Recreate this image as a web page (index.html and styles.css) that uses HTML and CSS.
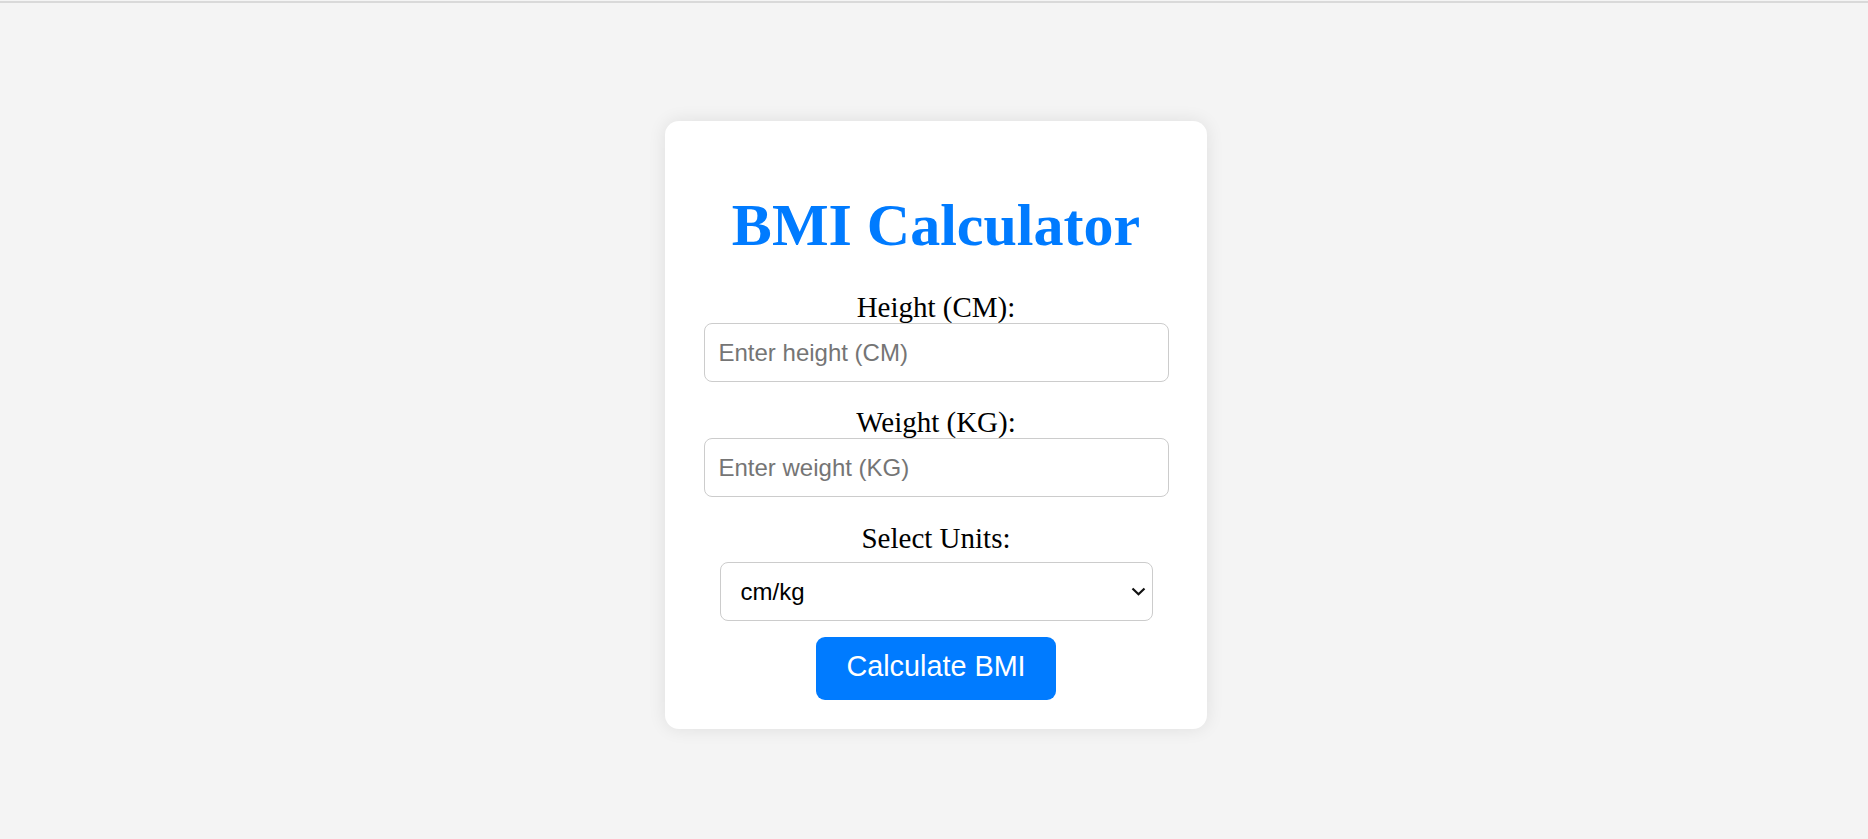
FILE: index.html
```html
<!DOCTYPE html>
<html lang="en">
<head>
<meta charset="utf-8">
<title>BMI Calculator</title>
<link rel="stylesheet" href="styles.css">
</head>
<body>
<div class="frame-line"></div>
<main class="page">
  <div class="card">
    <h1 class="title">BMI Calculator</h1>
    <label class="field-label" for="height">Height (CM):</label>
    <input class="field-input" id="height" type="number" placeholder="Enter height (CM)">
    <label class="field-label field-label--spaced" for="weight">Weight (KG):</label>
    <input class="field-input" id="weight" type="number" placeholder="Enter weight (KG)">
    <label class="field-label field-label--units" for="units">Select Units:</label>
    <select class="field-select" id="units">
      <option>cm/kg</option>
      <option>in/lb</option>
    </select>
    <button class="calc-btn" type="button">Calculate BMI</button>
  </div>
</main>
</body>
</html>
```

FILE: styles.css
```css
html, body {
  margin: 0;
  padding: 0;
  background: #f4f4f4;
}

body {
  height: 839px;
  overflow: hidden;
}

.frame-line {
  margin-top: 1px;
  height: 2px;
  background: #d9d9d9;
}

.page {
  display: flex;
  justify-content: center;
  padding-top: 118px;
  padding-left: 4px;
}

.card {
  box-sizing: border-box;
  width: 542px;
  background: #ffffff;
  border-radius: 14px;
  box-shadow: 0 0 18px rgba(0, 0, 0, 0.09);
  padding: 36px 0 29px;
  display: flex;
  flex-direction: column;
  align-items: center;
}

.title {
  margin: 36px 0 33px;
  font-family: "Liberation Serif", "Times New Roman", serif;
  font-weight: bold;
  font-size: 60px;
  line-height: 65px;
  color: #007bff;
}

.field-label {
  display: block;
  font-family: "Liberation Serif", "Times New Roman", serif;
  font-size: 29px;
  line-height: 32px;
  color: #000;
  text-align: center;
}

.field-label--spaced {
  margin-top: 24px;
}

.field-label--units {
  margin-top: 25px;
}

.field-input {
  box-sizing: border-box;
  width: 465px;
  height: 59px;
  margin: 0;
  padding: 0 14px;
  border: 1px solid #cccccc;
  border-radius: 8px;
  font-family: "Liberation Sans", Arial, sans-serif;
  font-size: 24px;
  color: #000;
  background: #fff;
  outline: none;
  -moz-appearance: textfield;
}

.field-input::-webkit-outer-spin-button,
.field-input::-webkit-inner-spin-button {
  -webkit-appearance: none;
  margin: 0;
}

.field-input::placeholder {
  color: #757575;
}

.field-select {
  box-sizing: border-box;
  width: 433px;
  height: 59px;
  margin-top: 8px;
  padding: 0 40px 0 20px;
  border: 1px solid #cccccc;
  border-radius: 8px;
  font-family: "Liberation Sans", Arial, sans-serif;
  font-size: 24px;
  color: #000;
  -webkit-appearance: none;
  appearance: none;
  background-color: #fff;
  background-image: url("data:image/svg+xml,%3Csvg xmlns='http://www.w3.org/2000/svg' width='15' height='9' viewBox='0 0 15 9'%3E%3Cpath d='M1.5 1.5 L7.5 7.3 L13.5 1.5' fill='none' stroke='%23111' stroke-width='2.2'/%3E%3C/svg%3E");
  background-repeat: no-repeat;
  background-position: right 6px center;
  background-size: 15px 9px;
  outline: none;
}

.calc-btn {
  margin-top: 16px;
  height: 63px;
  padding: 13px 30px 17px;
  border: none;
  border-radius: 9px;
  background: #007bff;
  color: #ffffff;
  font-family: "Liberation Sans", Arial, sans-serif;
  font-size: 28.8px;
  line-height: 33px;
  cursor: pointer;
}
```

**DIRECTIONS FOR THIS TASK:** Leave the pictures out, and print every line of the listing exactly as written.

**THE RESPONSE:**
Recreate this image as a web page (index.html and styles.css) that uses HTML and CSS.
FILE: index.html
```html
<!DOCTYPE html>
<html lang="en">
<head>
<meta charset="utf-8">
<title>BMI Calculator</title>
<link rel="stylesheet" href="styles.css">
</head>
<body>
<div class="frame-line"></div>
<main class="page">
  <div class="card">
    <h1 class="title">BMI Calculator</h1>
    <label class="field-label" for="height">Height (CM):</label>
    <input class="field-input" id="height" type="number" placeholder="Enter height (CM)">
    <label class="field-label field-label--spaced" for="weight">Weight (KG):</label>
    <input class="field-input" id="weight" type="number" placeholder="Enter weight (KG)">
    <label class="field-label field-label--units" for="units">Select Units:</label>
    <select class="field-select" id="units">
      <option>cm/kg</option>
      <option>in/lb</option>
    </select>
    <button class="calc-btn" type="button">Calculate BMI</button>
  </div>
</main>
</body>
</html>
```

FILE: styles.css
```css
html, body {
  margin: 0;
  padding: 0;
  background: #f4f4f4;
}

body {
  height: 839px;
  overflow: hidden;
}

.frame-line {
  margin-top: 1px;
  height: 2px;
  background: #d9d9d9;
}

.page {
  display: flex;
  justify-content: center;
  padding-top: 118px;
  padding-left: 4px;
}

.card {
  box-sizing: border-box;
  width: 542px;
  background: #ffffff;
  border-radius: 14px;
  box-shadow: 0 0 18px rgba(0, 0, 0, 0.09);
  padding: 36px 0 29px;
  display: flex;
  flex-direction: column;
  align-items: center;
}

.title {
  margin: 36px 0 33px;
  font-family: "Liberation Serif", "Times New Roman", serif;
  font-weight: bold;
  font-size: 60px;
  line-height: 65px;
  color: #007bff;
}

.field-label {
  display: block;
  font-family: "Liberation Serif", "Times New Roman", serif;
  font-size: 29px;
  line-height: 32px;
  color: #000;
  text-align: center;
}

.field-label--spaced {
  margin-top: 24px;
}

.field-label--units {
  margin-top: 25px;
}

.field-input {
  box-sizing: border-box;
  width: 465px;
  height: 59px;
  margin: 0;
  padding: 0 14px;
  border: 1px solid #cccccc;
  border-radius: 8px;
  font-family: "Liberation Sans", Arial, sans-serif;
  font-size: 24px;
  color: #000;
  background: #fff;
  outline: none;
  -moz-appearance: textfield;
}

.field-input::-webkit-outer-spin-button,
.field-input::-webkit-inner-spin-button {
  -webkit-appearance: none;
  margin: 0;
}

.field-input::placeholder {
  color: #757575;
}

.field-select {
  box-sizing: border-box;
  width: 433px;
  height: 59px;
  margin-top: 8px;
  padding: 0 40px 0 20px;
  border: 1px solid #cccccc;
  border-radius: 8px;
  font-family: "Liberation Sans", Arial, sans-serif;
  font-size: 24px;
  color: #000;
  -webkit-appearance: none;
  appearance: none;
  background-color: #fff;
  background-image: url("data:image/svg+xml,%3Csvg xmlns='http://www.w3.org/2000/svg' width='15' height='9' viewBox='0 0 15 9'%3E%3Cpath d='M1.5 1.5 L7.5 7.3 L13.5 1.5' fill='none' stroke='%23111' stroke-width='2.2'/%3E%3C/svg%3E");
  background-repeat: no-repeat;
  background-position: right 6px center;
  background-size: 15px 9px;
  outline: none;
}

.calc-btn {
  margin-top: 16px;
  height: 63px;
  padding: 13px 30px 17px;
  border: none;
  border-radius: 9px;
  background: #007bff;
  color: #ffffff;
  font-family: "Liberation Sans", Arial, sans-serif;
  font-size: 28.8px;
  line-height: 33px;
  cursor: pointer;
}
```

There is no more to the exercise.